(Stored items)
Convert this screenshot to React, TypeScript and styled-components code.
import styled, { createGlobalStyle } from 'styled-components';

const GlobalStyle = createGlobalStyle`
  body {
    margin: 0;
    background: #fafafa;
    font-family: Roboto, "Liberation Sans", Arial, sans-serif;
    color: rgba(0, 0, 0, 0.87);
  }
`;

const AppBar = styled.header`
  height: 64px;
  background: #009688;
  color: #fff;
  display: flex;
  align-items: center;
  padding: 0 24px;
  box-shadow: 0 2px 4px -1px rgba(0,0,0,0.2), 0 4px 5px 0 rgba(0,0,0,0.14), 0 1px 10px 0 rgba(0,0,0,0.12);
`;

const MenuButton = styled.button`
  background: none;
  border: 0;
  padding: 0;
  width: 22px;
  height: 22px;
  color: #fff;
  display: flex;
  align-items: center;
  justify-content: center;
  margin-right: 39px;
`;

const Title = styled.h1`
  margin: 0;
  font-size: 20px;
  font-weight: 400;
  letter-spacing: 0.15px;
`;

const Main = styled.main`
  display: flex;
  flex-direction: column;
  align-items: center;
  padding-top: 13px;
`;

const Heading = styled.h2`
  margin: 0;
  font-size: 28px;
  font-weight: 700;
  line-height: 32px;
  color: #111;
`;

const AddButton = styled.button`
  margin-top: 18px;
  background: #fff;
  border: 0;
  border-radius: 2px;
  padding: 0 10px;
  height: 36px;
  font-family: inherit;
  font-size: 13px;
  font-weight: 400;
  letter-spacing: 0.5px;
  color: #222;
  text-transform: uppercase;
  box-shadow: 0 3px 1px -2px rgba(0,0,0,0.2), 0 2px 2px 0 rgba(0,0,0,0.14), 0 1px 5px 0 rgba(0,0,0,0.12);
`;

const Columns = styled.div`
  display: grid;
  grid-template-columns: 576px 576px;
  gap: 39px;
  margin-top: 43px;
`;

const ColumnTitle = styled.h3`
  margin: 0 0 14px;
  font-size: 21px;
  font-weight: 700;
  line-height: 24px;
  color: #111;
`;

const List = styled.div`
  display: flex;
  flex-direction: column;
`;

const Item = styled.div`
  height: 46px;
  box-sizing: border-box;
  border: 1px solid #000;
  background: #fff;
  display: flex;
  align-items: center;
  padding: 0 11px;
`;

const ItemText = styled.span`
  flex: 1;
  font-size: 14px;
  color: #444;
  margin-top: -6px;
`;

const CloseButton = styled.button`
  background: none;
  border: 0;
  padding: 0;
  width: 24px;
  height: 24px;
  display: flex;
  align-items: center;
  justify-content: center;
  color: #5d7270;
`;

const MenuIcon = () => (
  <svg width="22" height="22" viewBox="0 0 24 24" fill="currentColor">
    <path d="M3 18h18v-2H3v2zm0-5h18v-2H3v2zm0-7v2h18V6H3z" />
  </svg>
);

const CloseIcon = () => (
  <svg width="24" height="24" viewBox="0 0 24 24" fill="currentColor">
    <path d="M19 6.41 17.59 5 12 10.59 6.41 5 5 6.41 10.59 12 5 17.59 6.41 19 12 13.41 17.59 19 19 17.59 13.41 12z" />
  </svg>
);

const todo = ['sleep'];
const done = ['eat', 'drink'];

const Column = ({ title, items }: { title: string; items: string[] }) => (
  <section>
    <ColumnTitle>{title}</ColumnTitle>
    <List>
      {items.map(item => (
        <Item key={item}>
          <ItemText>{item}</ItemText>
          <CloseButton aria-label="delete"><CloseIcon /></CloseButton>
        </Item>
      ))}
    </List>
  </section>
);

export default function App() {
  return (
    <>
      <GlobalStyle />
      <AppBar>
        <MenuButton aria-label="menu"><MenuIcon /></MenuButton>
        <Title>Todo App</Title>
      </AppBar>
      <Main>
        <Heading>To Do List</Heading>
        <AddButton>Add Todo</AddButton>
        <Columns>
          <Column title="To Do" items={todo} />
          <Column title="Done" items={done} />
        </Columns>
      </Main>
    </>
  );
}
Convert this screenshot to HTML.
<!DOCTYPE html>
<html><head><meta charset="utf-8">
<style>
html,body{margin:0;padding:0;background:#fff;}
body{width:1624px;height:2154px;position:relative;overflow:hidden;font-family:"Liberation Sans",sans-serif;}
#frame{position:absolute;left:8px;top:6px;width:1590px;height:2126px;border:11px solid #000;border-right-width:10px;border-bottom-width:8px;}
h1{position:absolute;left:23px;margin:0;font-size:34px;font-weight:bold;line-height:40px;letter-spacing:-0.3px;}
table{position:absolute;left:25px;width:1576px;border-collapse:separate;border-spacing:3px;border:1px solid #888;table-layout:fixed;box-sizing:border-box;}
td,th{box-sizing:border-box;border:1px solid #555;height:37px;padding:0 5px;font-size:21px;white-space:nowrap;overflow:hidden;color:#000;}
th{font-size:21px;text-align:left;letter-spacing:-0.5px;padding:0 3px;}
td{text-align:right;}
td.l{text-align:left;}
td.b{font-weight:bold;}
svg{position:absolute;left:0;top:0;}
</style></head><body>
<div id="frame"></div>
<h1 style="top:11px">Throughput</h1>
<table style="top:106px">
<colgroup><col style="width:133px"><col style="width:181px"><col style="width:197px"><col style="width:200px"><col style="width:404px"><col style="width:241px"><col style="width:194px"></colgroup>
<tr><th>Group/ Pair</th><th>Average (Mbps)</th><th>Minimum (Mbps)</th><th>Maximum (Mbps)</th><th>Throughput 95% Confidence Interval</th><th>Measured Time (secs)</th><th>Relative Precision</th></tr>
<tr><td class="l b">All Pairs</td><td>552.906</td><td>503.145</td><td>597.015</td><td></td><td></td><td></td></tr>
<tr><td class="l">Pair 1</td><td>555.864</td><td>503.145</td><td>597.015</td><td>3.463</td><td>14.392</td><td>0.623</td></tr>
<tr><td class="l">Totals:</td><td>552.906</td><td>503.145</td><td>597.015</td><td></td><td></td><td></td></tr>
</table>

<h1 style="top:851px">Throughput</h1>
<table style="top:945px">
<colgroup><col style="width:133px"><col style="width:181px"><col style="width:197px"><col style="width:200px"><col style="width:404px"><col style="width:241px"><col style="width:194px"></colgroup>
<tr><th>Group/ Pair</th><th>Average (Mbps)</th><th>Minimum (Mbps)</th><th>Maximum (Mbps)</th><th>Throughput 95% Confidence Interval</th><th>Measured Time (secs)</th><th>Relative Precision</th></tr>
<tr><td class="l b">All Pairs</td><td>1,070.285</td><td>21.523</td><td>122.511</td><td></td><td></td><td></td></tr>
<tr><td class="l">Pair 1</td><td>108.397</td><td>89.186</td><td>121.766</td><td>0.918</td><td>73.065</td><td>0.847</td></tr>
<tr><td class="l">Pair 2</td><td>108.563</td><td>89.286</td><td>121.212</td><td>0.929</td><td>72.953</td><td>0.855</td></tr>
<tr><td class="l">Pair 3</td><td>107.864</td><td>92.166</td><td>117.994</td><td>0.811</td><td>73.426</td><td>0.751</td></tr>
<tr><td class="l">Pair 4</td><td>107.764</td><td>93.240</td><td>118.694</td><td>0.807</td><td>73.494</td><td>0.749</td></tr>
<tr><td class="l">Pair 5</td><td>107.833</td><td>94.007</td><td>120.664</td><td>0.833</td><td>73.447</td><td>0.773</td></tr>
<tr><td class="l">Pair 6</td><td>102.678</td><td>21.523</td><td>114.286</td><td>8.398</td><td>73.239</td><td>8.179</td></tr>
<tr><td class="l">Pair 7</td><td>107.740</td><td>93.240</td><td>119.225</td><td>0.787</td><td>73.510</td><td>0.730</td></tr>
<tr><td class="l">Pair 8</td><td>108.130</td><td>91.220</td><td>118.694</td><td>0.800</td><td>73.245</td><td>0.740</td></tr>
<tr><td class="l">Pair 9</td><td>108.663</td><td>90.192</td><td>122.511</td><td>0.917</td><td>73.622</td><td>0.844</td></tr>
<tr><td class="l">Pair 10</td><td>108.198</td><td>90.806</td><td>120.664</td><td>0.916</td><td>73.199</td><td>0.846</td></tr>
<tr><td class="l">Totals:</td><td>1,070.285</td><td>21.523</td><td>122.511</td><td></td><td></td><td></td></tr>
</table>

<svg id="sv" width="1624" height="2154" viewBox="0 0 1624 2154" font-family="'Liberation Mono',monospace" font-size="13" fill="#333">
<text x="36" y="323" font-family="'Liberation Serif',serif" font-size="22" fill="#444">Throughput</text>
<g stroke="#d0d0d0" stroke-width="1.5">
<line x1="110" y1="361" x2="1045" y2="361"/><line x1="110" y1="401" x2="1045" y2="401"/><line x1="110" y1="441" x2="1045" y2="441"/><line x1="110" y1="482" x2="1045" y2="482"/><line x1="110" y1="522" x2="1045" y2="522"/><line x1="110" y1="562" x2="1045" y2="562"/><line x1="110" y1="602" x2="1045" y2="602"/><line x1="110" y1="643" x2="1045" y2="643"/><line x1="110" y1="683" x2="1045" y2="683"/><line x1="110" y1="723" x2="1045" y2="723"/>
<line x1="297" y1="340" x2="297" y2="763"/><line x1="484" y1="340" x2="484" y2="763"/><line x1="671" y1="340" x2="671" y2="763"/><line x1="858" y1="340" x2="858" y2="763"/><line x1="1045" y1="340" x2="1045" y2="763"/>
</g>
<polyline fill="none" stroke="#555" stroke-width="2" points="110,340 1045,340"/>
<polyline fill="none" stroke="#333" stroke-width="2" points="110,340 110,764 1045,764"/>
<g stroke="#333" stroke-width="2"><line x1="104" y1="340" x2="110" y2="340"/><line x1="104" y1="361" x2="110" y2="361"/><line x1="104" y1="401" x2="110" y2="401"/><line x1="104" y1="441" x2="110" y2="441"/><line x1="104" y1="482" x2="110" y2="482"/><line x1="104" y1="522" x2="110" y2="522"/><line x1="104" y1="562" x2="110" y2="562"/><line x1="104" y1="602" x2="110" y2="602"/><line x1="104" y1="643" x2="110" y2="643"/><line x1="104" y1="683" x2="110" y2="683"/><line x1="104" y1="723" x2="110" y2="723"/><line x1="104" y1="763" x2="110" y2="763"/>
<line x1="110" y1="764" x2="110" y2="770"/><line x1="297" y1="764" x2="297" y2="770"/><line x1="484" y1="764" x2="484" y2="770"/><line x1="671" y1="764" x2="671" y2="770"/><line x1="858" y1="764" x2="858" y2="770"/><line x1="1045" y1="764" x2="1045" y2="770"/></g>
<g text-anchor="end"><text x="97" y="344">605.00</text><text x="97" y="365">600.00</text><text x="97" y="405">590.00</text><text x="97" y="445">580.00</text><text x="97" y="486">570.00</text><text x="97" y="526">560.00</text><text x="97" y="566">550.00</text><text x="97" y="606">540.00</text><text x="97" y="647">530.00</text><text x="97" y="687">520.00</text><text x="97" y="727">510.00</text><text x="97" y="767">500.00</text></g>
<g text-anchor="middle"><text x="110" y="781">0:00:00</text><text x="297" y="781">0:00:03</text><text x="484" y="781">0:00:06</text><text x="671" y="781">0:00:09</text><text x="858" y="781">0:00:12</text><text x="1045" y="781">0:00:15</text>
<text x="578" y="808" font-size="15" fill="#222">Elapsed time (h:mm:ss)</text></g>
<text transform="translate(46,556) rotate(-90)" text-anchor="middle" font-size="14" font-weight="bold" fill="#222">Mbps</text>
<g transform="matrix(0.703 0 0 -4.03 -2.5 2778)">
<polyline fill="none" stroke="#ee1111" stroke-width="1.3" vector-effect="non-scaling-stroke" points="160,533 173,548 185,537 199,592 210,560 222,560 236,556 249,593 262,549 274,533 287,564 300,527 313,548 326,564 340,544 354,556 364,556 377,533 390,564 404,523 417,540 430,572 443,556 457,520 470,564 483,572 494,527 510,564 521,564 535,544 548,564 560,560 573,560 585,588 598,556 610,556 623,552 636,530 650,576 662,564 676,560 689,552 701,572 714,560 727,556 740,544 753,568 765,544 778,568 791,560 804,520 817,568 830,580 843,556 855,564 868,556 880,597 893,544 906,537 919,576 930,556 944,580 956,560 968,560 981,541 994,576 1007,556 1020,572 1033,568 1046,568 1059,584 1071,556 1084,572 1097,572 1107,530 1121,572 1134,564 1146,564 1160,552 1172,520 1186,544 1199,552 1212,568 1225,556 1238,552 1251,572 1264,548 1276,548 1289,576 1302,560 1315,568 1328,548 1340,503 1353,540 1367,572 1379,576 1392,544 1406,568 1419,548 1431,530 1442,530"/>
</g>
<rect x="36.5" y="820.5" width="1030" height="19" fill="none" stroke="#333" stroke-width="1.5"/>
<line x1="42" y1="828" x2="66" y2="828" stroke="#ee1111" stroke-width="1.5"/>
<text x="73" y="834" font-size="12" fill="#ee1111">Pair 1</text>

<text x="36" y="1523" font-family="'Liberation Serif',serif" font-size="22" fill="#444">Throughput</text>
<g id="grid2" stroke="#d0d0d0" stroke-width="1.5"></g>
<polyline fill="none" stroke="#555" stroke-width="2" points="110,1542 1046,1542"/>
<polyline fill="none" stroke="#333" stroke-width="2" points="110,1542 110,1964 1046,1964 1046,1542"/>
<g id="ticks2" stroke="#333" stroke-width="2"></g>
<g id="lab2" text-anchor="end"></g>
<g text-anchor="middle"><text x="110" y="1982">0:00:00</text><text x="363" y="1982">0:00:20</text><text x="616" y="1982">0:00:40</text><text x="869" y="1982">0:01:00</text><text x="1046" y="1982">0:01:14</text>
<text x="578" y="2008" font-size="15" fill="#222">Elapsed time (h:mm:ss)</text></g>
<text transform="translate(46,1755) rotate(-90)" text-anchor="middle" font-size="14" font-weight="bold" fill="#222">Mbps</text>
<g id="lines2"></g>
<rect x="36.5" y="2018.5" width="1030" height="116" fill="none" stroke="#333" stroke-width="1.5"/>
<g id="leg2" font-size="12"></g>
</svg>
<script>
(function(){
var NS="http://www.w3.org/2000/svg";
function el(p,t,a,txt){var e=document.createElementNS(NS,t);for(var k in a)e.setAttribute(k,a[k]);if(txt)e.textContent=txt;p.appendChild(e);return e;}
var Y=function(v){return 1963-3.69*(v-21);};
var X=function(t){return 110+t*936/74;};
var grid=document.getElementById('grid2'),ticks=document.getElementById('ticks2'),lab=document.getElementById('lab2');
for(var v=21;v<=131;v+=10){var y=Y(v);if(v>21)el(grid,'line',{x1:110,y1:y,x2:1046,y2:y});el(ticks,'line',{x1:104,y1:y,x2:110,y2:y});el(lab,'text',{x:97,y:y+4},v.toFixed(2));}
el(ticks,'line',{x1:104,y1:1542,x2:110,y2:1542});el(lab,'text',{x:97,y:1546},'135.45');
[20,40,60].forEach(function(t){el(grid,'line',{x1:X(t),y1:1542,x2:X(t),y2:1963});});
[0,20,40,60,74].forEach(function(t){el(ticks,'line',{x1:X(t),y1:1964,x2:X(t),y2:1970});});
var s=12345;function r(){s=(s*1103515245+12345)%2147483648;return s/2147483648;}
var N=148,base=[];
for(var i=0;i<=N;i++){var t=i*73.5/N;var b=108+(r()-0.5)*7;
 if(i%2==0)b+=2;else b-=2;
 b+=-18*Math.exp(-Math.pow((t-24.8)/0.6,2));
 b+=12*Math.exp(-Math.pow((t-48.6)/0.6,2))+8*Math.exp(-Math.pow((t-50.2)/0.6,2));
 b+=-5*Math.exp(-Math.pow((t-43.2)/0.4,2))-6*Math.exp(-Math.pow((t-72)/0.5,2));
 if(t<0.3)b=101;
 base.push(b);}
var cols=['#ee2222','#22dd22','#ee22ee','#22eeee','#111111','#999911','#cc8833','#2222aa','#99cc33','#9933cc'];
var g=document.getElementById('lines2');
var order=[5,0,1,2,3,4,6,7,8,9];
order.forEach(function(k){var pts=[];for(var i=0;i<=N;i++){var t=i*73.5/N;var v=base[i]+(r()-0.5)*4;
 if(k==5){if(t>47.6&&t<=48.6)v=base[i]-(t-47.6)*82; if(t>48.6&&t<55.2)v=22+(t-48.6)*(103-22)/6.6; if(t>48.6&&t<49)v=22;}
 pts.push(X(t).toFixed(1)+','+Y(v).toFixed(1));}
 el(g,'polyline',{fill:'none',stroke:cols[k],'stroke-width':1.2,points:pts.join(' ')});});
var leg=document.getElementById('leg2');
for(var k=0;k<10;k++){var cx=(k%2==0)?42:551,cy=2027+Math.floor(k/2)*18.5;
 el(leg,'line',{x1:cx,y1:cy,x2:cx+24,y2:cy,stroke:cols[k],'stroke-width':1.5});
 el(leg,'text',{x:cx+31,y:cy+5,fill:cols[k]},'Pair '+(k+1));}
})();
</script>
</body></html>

[Do this]
Report all lines of the data above that include the string "components".

[Solution]
Convert this screenshot to React, TypeScript and styled-components code.
import styled, { createGlobalStyle } from 'styled-components';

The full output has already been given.